[BEGIN]

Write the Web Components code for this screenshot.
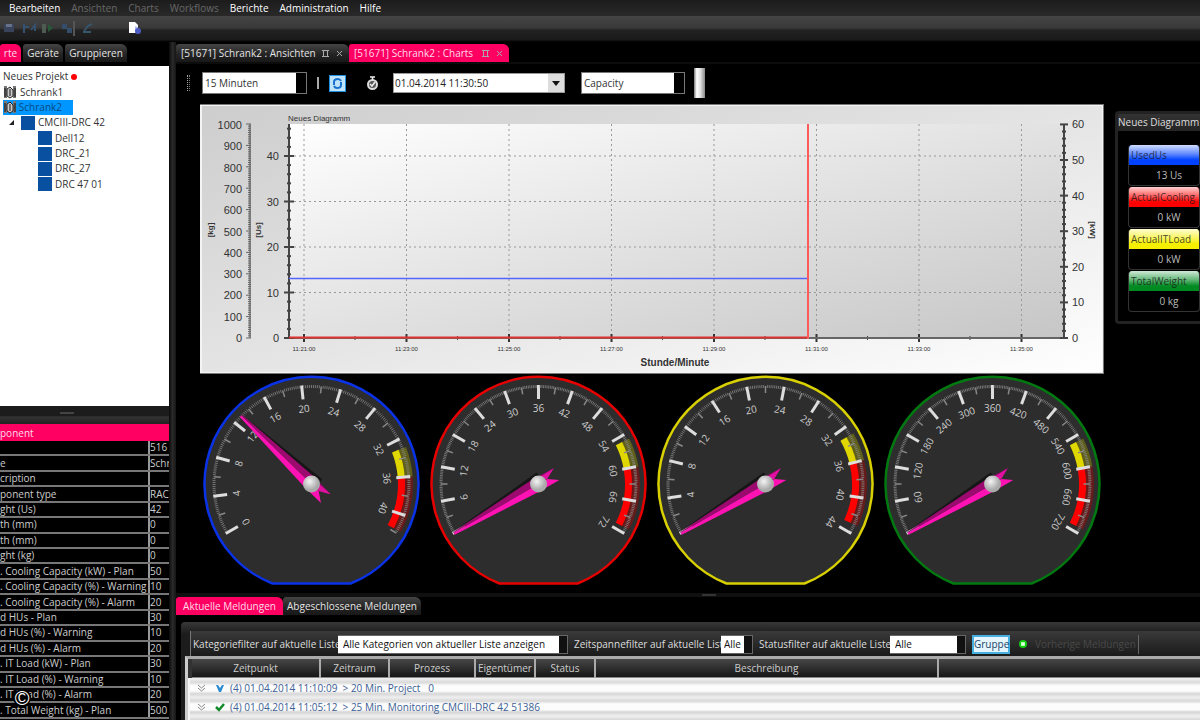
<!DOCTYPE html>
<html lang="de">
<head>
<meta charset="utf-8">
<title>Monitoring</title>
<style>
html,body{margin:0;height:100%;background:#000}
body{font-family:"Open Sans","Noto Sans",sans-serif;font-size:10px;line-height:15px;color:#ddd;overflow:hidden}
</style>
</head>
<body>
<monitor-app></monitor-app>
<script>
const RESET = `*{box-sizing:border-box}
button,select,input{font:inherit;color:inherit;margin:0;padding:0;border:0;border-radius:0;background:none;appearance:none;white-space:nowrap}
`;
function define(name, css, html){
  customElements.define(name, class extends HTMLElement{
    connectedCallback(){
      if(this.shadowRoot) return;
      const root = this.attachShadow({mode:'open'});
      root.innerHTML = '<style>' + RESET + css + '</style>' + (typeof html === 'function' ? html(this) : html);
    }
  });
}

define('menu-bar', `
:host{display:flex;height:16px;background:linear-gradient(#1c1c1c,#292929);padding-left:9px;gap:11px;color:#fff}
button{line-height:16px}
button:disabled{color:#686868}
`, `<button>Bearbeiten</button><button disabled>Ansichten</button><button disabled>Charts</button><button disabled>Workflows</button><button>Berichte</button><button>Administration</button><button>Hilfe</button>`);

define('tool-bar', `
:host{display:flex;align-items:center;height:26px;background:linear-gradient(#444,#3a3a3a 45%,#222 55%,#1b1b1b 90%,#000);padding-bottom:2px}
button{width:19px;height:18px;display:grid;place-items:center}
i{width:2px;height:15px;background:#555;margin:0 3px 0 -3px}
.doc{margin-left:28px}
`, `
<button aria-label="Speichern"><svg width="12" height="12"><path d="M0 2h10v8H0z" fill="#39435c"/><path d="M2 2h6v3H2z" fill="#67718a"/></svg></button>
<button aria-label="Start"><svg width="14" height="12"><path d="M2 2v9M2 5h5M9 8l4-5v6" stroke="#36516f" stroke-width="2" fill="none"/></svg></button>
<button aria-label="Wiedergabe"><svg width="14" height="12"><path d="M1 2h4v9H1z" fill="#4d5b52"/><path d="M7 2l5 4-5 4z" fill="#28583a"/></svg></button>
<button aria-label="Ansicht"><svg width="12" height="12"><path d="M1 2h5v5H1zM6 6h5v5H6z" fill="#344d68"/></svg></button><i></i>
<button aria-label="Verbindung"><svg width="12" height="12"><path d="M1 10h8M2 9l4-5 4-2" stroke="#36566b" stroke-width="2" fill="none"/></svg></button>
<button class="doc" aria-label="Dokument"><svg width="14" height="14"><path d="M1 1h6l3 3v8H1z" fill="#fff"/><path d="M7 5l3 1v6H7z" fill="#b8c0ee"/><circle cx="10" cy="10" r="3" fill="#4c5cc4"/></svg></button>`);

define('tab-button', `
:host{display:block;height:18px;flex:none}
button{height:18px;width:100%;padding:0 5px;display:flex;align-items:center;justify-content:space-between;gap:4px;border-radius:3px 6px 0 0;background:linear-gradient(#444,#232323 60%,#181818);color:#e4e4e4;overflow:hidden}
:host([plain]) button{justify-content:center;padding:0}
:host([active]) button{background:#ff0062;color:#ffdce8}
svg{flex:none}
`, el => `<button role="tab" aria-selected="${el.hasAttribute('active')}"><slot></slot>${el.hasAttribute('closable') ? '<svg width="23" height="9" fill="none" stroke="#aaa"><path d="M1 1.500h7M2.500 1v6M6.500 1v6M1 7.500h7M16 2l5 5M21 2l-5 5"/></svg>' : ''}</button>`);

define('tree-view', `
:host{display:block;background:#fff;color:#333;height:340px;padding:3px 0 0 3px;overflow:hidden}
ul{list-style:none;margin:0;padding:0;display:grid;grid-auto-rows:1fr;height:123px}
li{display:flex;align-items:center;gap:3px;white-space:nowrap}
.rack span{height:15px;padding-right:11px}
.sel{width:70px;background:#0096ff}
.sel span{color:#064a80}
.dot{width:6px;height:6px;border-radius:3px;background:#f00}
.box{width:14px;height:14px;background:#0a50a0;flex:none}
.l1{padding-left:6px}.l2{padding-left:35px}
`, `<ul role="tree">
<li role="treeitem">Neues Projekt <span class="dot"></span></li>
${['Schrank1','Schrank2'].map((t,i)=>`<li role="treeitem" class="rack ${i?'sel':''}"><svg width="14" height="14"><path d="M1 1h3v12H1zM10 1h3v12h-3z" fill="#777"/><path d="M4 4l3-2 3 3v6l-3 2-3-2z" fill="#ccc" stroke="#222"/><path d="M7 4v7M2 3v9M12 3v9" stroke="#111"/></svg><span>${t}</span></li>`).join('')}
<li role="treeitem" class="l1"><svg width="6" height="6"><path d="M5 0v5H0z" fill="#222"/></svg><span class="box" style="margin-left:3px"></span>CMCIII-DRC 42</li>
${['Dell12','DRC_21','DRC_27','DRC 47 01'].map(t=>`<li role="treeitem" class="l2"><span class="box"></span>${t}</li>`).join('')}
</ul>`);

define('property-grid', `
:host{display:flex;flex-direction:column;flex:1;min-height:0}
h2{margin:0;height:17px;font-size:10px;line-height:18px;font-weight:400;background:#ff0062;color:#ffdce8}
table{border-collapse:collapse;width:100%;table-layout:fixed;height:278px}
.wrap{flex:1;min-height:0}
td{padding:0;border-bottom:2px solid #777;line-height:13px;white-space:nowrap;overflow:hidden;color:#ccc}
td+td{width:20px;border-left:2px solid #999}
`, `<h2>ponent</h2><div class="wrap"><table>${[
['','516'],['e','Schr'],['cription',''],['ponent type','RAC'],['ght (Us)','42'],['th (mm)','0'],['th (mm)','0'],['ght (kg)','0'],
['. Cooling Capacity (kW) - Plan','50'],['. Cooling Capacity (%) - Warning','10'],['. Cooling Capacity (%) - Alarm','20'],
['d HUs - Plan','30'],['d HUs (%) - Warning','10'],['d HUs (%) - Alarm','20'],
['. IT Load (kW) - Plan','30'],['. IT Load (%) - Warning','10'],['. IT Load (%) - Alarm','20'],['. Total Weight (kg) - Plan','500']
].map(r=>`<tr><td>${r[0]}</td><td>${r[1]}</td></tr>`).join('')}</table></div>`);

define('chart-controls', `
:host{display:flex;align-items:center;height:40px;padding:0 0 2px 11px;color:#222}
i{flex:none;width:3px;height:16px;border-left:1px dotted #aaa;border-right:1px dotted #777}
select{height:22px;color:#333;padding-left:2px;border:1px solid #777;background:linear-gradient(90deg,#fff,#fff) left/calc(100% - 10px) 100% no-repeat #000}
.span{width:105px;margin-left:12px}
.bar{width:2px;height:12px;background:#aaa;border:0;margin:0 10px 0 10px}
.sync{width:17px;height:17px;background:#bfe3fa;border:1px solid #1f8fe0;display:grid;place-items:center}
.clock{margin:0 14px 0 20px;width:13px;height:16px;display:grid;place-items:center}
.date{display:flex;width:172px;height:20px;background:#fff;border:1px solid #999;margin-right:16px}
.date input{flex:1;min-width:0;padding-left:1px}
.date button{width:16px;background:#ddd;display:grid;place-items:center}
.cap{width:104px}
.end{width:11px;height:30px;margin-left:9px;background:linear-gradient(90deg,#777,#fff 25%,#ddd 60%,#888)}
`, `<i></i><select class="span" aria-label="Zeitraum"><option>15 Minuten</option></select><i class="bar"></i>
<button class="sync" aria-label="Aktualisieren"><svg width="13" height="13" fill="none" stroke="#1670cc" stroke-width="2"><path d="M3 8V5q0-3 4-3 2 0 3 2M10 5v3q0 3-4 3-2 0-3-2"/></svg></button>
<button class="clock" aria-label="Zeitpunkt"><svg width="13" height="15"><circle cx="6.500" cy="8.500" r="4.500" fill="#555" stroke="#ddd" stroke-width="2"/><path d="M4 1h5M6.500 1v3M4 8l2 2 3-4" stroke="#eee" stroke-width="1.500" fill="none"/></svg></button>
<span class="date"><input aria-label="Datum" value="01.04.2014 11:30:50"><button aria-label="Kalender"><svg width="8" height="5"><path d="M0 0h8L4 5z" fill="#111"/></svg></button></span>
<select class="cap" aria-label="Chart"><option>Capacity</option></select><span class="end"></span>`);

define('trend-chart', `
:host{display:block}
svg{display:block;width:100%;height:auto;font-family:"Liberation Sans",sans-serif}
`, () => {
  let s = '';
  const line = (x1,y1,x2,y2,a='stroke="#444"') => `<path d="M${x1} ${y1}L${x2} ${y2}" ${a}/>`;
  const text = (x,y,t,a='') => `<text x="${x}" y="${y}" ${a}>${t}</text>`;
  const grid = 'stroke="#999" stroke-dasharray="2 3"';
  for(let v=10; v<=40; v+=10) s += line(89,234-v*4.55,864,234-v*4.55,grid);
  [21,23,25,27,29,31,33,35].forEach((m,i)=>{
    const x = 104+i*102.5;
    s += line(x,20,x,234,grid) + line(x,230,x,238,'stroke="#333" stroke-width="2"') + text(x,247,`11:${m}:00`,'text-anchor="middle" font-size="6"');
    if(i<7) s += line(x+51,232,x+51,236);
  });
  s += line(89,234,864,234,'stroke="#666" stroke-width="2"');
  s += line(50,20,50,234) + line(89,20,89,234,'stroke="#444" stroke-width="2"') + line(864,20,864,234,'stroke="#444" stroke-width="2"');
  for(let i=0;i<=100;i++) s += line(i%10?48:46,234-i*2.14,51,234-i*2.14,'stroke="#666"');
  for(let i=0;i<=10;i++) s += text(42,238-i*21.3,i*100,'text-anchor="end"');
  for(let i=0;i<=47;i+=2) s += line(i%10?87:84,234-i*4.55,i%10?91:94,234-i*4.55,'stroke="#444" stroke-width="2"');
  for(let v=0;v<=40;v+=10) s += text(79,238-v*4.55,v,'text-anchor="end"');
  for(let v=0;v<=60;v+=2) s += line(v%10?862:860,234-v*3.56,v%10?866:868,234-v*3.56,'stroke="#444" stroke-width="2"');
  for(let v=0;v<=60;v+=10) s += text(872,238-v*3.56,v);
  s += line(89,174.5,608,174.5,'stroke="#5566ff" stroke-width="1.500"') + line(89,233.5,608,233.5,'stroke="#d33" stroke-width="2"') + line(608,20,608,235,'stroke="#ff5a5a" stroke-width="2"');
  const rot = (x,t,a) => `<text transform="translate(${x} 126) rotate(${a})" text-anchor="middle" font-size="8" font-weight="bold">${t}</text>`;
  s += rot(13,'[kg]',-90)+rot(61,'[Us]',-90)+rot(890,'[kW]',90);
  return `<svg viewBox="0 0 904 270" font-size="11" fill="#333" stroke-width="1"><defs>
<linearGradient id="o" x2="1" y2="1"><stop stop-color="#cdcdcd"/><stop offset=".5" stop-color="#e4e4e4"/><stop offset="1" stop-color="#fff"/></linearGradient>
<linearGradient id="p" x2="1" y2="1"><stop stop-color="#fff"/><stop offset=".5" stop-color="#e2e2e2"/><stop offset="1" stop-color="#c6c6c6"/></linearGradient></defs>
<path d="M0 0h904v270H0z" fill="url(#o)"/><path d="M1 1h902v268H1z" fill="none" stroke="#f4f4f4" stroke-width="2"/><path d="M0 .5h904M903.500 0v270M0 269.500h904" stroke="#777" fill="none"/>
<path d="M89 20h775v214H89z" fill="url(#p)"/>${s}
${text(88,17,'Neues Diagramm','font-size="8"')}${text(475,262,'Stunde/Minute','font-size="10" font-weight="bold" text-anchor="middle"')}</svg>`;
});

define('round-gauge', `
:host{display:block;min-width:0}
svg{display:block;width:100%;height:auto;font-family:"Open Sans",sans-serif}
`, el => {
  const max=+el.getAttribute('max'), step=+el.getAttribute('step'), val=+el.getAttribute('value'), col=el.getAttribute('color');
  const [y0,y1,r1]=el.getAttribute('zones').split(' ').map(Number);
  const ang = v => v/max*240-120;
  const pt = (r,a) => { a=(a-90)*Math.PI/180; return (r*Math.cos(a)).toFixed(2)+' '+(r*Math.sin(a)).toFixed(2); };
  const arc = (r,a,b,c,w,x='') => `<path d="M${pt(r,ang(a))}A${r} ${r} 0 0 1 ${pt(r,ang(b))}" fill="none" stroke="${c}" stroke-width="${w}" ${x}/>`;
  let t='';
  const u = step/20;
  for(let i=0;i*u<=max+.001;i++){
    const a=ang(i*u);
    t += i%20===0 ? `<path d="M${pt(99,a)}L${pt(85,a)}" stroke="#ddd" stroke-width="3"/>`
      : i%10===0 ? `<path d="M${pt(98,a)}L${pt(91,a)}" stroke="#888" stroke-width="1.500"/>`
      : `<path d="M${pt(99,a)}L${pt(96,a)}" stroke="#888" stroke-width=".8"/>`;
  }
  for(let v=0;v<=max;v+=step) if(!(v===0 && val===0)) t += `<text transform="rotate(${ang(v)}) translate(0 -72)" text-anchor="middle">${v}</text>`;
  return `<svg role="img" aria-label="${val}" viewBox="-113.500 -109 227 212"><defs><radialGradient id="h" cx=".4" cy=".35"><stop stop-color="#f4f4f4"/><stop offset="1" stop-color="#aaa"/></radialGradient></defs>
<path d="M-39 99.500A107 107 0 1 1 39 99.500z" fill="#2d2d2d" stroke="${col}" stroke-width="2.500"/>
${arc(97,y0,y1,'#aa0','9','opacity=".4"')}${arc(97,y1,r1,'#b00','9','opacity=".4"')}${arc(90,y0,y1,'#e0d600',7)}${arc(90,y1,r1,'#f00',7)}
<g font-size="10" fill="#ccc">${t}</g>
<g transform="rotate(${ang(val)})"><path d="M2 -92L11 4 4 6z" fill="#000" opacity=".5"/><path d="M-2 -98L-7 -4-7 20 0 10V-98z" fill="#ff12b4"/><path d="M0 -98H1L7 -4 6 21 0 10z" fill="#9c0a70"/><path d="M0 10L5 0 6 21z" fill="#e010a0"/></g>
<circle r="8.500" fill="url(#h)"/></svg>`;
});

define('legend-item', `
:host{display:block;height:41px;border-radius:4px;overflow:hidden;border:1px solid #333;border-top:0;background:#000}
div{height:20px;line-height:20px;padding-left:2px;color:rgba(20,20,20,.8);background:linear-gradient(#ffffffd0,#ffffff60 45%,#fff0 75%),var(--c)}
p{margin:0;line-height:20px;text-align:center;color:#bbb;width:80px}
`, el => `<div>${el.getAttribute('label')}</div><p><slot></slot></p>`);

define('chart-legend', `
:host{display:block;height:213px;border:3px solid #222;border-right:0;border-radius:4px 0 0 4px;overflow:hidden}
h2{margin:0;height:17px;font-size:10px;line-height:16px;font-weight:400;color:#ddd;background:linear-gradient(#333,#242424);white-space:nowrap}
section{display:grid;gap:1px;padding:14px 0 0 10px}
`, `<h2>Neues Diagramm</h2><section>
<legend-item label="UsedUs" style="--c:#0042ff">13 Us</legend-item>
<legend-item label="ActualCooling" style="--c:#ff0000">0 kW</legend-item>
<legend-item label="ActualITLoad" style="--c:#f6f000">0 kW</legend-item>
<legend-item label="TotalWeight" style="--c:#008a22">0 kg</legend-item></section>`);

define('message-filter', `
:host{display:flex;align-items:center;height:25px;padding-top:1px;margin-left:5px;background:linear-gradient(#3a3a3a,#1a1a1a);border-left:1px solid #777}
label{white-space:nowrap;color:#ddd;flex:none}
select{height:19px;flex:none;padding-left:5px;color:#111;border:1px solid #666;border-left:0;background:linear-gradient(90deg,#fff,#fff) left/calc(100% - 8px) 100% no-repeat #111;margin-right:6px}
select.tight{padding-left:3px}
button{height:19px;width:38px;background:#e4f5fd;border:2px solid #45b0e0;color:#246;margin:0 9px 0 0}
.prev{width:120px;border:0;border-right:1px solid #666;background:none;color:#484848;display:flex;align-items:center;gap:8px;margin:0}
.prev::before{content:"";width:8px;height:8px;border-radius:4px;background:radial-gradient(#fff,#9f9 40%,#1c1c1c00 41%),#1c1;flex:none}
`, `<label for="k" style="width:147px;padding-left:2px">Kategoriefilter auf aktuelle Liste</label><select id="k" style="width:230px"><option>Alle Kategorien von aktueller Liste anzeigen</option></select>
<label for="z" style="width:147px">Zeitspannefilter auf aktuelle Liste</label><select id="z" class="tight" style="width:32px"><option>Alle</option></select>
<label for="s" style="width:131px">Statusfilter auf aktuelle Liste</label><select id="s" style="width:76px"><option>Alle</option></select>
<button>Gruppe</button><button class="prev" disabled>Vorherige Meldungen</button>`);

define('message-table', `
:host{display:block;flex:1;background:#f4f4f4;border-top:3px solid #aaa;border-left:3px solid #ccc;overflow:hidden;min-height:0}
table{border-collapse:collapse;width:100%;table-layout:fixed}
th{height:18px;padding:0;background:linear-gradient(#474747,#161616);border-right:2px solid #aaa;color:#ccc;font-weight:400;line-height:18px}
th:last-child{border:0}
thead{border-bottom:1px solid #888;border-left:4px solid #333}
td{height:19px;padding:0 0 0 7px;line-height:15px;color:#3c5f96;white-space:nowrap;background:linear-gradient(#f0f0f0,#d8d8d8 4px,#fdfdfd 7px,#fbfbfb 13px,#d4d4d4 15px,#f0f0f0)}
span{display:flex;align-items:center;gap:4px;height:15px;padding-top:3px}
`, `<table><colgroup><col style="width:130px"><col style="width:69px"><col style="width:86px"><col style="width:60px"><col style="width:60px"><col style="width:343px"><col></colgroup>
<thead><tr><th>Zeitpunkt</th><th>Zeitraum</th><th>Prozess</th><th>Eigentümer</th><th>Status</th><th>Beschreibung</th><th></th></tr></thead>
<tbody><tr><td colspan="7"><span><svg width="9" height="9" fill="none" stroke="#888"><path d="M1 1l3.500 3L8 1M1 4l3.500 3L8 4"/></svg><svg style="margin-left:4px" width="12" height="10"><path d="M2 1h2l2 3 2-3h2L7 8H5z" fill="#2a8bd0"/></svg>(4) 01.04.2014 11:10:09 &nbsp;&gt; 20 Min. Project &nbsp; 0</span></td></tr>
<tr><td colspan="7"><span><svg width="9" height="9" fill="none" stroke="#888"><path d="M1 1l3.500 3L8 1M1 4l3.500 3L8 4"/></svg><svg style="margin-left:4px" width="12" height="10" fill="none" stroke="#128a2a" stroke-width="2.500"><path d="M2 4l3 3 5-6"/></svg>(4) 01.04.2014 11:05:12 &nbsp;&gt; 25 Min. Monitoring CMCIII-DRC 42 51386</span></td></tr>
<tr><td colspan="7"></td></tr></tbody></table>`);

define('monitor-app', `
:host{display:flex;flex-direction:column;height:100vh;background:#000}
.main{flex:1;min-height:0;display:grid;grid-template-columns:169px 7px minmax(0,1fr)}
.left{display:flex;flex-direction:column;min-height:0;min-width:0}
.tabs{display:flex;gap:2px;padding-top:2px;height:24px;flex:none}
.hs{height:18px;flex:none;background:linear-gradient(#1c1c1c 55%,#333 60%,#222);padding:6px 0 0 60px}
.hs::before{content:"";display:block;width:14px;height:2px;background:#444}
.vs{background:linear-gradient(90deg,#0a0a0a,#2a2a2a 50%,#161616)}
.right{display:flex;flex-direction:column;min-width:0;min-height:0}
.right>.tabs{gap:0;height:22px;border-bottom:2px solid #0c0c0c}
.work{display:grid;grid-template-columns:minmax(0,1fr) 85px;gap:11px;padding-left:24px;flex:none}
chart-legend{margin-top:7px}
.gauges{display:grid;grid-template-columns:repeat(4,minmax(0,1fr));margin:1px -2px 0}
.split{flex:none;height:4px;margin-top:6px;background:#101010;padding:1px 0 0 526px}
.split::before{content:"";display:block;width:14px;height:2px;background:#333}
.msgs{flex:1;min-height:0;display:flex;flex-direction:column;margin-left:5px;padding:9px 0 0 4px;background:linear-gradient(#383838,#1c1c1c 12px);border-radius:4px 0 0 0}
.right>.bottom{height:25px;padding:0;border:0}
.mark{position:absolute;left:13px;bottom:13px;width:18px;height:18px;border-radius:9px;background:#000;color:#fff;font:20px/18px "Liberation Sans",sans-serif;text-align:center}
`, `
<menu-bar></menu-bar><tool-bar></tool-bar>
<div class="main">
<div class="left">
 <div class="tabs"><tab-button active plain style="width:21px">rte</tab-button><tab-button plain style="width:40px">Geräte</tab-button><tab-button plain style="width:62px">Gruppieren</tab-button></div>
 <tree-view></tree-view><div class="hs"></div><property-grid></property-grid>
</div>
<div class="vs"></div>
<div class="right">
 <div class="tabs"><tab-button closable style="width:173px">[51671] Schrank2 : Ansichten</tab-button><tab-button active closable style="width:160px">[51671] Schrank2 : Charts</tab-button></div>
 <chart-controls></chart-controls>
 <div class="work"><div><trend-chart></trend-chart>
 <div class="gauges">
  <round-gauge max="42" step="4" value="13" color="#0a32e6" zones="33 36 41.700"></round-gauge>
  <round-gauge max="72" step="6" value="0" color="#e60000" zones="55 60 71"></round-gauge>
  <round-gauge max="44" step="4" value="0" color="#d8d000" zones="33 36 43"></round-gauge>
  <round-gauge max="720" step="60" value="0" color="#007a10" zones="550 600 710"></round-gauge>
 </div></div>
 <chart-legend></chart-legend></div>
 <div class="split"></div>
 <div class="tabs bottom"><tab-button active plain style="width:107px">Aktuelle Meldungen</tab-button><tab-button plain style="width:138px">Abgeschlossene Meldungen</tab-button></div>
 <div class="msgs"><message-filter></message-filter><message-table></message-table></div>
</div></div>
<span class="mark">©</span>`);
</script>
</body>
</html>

[END]

- **YOUR GOAL**
Your answer should be a single number: the count of lines in the listing that contain the word "this".

- **RESPONSE BELOW**
4